• _Data supplied_:
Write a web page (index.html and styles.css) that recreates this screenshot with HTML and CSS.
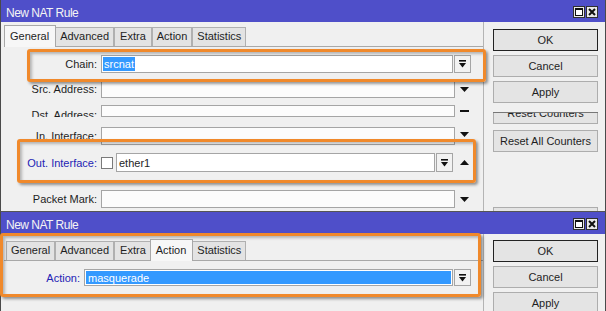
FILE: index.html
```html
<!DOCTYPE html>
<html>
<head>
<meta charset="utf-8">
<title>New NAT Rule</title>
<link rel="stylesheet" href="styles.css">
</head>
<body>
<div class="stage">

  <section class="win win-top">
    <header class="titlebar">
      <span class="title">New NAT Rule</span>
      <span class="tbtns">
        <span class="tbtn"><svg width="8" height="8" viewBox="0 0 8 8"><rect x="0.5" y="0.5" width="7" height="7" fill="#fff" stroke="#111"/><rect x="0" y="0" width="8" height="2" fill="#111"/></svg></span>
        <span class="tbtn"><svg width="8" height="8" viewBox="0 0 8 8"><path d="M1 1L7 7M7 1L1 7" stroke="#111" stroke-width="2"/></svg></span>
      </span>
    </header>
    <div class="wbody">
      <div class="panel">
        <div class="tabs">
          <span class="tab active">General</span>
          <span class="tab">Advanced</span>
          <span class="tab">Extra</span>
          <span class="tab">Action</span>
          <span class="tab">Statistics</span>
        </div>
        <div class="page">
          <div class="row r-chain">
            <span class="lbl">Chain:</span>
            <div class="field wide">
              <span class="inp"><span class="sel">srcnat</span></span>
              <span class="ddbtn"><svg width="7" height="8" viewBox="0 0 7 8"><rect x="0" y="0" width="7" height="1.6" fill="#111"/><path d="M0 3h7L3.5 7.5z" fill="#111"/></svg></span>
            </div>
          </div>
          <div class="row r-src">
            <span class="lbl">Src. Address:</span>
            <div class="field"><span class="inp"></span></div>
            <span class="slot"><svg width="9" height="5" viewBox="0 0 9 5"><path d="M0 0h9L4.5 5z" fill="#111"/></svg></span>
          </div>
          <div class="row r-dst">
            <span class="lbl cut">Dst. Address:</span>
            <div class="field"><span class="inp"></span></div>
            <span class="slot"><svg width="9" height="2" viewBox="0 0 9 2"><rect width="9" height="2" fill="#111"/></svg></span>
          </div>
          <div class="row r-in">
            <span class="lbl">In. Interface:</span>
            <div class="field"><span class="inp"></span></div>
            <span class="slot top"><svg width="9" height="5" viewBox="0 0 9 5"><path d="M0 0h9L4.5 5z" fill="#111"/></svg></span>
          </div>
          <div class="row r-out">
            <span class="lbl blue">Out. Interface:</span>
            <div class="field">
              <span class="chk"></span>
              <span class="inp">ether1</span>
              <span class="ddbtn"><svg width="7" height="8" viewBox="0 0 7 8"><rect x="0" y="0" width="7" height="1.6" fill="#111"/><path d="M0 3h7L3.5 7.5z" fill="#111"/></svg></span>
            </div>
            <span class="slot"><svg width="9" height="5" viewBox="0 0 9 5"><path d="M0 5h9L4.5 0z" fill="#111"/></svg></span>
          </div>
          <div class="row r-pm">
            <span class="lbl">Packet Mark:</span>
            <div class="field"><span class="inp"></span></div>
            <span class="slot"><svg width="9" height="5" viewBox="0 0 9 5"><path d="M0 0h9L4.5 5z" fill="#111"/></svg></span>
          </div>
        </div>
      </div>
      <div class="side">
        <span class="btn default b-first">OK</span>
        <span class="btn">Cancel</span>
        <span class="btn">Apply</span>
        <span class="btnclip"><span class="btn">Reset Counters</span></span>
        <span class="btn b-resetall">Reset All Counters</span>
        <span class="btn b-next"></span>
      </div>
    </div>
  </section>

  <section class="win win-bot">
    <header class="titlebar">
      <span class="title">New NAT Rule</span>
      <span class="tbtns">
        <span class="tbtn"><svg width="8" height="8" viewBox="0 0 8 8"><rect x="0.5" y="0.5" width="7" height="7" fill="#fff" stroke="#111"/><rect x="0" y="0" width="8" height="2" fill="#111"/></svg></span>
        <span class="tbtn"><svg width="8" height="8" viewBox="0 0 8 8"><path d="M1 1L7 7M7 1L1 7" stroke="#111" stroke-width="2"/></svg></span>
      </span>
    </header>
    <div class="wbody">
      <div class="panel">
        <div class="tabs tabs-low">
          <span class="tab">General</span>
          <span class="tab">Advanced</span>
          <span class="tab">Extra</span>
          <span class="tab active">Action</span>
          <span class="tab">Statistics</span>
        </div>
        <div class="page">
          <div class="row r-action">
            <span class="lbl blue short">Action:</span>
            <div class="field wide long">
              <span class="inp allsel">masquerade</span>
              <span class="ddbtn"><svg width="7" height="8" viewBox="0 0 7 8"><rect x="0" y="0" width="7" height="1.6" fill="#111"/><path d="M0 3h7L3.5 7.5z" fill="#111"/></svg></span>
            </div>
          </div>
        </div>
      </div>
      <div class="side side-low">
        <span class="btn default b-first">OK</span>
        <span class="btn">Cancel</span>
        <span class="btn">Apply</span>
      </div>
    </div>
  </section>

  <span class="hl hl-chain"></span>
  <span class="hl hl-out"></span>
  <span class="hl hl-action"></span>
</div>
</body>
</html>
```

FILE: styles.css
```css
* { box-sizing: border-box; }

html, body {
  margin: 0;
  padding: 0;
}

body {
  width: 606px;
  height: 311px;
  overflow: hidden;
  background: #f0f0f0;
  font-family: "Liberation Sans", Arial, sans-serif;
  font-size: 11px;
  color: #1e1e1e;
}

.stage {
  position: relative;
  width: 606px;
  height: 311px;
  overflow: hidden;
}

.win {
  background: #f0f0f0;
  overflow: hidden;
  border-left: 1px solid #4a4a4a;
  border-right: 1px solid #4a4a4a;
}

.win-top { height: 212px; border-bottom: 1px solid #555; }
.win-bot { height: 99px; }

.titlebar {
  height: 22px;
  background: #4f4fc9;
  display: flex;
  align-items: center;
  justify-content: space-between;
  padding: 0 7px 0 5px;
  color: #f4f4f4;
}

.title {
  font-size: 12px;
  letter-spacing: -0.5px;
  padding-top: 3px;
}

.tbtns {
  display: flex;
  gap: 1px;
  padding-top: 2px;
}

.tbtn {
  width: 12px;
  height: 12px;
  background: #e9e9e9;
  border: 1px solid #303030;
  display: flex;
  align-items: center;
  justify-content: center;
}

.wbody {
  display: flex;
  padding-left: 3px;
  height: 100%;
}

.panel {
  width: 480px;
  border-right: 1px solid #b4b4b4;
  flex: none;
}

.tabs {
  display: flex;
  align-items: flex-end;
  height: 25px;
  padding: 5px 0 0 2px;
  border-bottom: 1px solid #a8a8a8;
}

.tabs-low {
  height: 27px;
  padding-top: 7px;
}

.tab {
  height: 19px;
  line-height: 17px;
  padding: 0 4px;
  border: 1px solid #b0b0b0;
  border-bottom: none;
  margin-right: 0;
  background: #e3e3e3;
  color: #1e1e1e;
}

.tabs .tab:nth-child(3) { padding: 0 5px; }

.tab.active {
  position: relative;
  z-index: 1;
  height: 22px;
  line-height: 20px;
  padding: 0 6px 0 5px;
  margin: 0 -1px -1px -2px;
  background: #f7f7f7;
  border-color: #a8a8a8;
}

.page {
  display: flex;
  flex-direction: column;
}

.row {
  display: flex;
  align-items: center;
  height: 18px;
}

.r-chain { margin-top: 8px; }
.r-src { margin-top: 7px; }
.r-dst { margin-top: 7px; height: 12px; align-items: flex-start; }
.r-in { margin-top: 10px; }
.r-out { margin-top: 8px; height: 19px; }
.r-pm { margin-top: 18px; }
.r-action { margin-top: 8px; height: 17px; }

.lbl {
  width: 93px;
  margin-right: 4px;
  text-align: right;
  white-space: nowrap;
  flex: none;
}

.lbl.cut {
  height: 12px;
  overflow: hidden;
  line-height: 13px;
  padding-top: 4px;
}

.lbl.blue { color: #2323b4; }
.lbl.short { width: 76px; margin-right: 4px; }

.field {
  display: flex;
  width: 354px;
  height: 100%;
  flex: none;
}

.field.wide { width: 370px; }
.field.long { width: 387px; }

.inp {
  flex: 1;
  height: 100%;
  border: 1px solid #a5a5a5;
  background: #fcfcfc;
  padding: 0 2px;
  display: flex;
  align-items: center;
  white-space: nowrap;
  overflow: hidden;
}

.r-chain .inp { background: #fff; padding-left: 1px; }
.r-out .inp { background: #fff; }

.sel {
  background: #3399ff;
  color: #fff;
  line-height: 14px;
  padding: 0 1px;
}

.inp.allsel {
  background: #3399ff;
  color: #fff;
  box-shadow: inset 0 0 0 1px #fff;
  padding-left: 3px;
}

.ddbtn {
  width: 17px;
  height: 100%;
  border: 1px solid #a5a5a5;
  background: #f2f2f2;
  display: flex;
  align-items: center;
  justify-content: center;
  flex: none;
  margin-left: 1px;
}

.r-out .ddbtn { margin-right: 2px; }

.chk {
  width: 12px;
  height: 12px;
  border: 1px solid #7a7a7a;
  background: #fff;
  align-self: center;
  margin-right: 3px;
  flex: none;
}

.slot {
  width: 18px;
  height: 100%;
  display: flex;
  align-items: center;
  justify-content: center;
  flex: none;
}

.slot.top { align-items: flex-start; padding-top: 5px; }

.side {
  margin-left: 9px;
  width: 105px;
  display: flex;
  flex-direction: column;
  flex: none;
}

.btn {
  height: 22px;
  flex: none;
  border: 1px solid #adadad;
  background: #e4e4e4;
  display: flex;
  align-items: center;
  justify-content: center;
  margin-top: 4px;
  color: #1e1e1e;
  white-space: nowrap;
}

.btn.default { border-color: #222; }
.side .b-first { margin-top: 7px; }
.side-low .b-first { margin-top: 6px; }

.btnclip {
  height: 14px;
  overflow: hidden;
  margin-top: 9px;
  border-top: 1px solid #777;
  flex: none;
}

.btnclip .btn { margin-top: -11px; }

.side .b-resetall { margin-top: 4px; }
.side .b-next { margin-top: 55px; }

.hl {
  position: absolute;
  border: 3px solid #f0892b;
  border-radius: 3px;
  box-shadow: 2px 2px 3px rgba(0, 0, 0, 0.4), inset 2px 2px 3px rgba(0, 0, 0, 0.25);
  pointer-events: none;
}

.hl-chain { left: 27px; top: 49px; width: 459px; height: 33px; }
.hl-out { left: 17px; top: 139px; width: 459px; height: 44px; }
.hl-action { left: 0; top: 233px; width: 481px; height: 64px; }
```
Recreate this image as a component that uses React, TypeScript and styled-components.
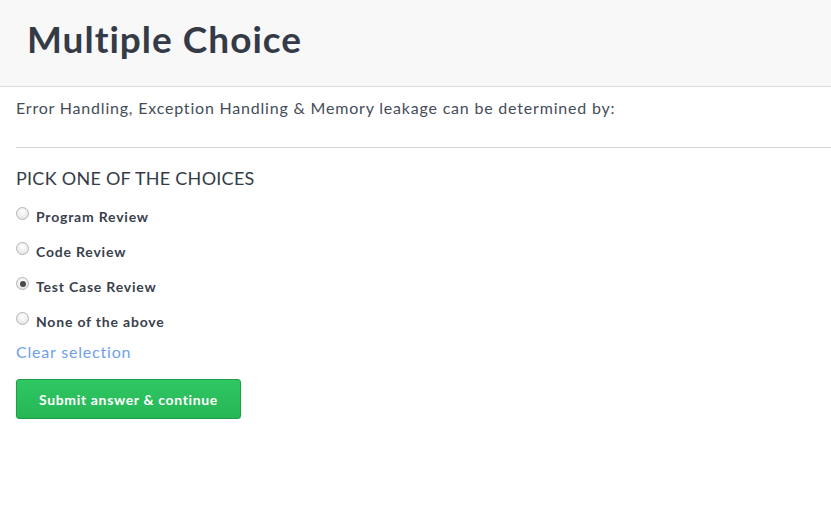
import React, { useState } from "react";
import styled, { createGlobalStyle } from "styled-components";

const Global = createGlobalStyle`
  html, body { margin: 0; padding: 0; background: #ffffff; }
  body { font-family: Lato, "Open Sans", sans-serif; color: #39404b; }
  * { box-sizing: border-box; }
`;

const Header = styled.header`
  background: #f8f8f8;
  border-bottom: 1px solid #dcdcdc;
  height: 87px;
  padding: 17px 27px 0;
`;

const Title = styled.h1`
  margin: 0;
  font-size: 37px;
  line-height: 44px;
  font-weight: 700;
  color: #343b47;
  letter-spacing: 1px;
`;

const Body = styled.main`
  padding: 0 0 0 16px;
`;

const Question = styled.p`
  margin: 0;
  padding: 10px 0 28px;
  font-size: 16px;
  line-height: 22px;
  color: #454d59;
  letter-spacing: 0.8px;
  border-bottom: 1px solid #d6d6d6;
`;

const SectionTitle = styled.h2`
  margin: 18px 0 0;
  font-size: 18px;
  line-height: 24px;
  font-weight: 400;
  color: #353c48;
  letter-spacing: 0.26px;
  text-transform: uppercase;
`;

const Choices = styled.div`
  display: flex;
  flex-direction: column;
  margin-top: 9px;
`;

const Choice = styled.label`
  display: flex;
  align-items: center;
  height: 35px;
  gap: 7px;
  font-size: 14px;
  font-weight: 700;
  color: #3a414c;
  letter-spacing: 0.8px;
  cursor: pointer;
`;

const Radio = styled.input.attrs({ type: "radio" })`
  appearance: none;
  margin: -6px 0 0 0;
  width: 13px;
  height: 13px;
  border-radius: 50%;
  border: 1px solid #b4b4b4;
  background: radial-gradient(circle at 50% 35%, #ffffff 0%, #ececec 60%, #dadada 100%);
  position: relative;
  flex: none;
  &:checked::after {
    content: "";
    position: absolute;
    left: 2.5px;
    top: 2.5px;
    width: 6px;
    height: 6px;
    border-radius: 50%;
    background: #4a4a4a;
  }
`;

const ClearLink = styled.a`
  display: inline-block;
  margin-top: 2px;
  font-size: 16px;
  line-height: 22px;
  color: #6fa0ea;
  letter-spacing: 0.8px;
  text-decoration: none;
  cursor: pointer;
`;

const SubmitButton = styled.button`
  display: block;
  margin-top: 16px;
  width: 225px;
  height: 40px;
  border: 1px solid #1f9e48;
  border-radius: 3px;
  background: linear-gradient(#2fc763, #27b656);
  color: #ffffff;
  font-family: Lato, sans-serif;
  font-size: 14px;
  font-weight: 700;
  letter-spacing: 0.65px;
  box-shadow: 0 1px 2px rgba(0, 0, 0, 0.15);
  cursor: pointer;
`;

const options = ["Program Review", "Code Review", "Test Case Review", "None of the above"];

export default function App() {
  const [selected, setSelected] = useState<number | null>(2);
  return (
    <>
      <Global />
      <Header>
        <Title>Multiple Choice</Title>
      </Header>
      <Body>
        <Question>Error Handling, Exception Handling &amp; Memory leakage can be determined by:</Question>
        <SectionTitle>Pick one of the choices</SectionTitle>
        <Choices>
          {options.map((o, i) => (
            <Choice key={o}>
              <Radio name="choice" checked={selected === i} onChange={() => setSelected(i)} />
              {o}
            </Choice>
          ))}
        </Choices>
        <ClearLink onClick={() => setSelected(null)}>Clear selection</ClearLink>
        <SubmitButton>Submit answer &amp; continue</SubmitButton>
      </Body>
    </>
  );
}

• _Objective_: Copy each line holding the word "that" from the listing above.

• _Final result_:
Write a web page (index.html and styles.css) that recreates this screenshot with HTML and CSS.
Recreate this image as a component that uses React, TypeScript and styled-components.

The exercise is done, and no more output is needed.